Devon Avenue  is a major east-west street in the Chicago metropolitan area.  It begins at Chicago's Sheridan Road, which borders Lake Michigan, and it runs west until merging with Higgins Road near O'Hare International Airport.  Devon continues on the opposite side of the airport and runs intermittently through Chicago's northwestern suburbs. In the northwest suburbs west of O'Hare Airport, Devon Avenue is the boundary between Cook and DuPage counties. The street is located at 6400 N in Chicago's address system.

History

Devon Avenue was originally known as Church Road, but it was renamed in the 1880s by Edgewater developer John Lewis Cochran after Devon station on the Main Line north of Philadelphia. The street has been settled by many Asian immigrant groups, which is perhaps most evident between Kedzie and Ridge Avenues in West Ridge, Chicago. Here, one will encounter concentrations of Jewish Americans, Assyrian Americans, Russian Americans, Indian Americans, Pakistani Americans, Bangladeshi Americans, and Pashtun Americans. Portions of Devon in this area have been renamed in honor of Golda Meir, Mahatma Gandhi, Muhammad Ali Jinnah, and Sheikh Mujibur Rahman.

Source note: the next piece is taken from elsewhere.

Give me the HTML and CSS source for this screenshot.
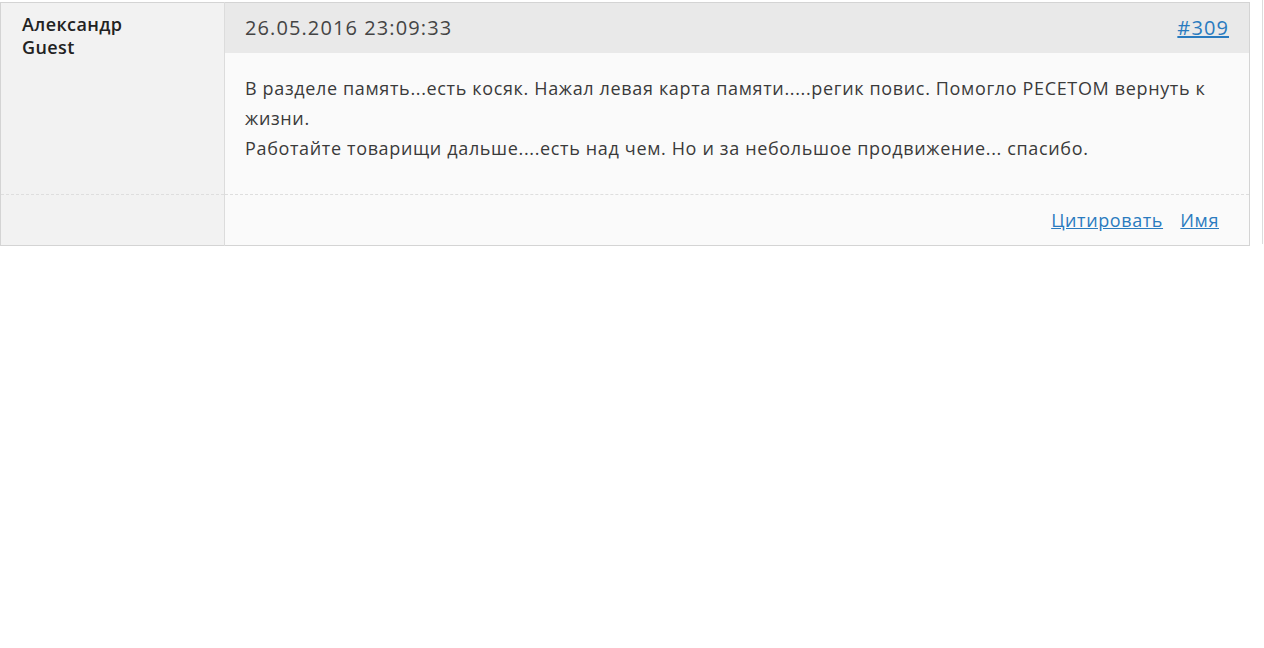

The organization "Friends of Refugees of Eastern Europe" (better known as "F.R.E.E. of Chicago") is headquartered in the Orthodox-Jewish section of Devon. As a result, most Soviet/CIS immigrants of Jewish ancestry settled around this area upon arrival in Chicago. After acclimation, these residents would tend to move to the north suburbs (especially Skokie and Buffalo Grove). Because the vast majority of the Jewish diaspora residing in the former Soviet Union have emigrated since its collapse, the vibrancy of this particular area of Devon is not as apparent as it was in the 1970s, 1980s, and early 1990s (which were periods of mass emigration). Nevertheless, a significant proportion of these immigrants, especially the elderly, have remained on Devon.

Devon's Desi corridor is one of the best-known and largest communities of its kind in North America.  It exists mainly on Devon between Ravenswood Ave. and California Ave.  South Asian shops, restaurants and grocery stores including the first location of Patel Brothers, that opened in 1974, abound along this strip, and it has become a popular tourist destination.  Vivek Mukherjee of Rediff.com writes, "There are similar desi markets in New Jersey, at the famous Oak Tree Road or in the Bay Area, but nothing like Devon Street. [...] Devon Street's sidewalks are even speckled with the paan stains".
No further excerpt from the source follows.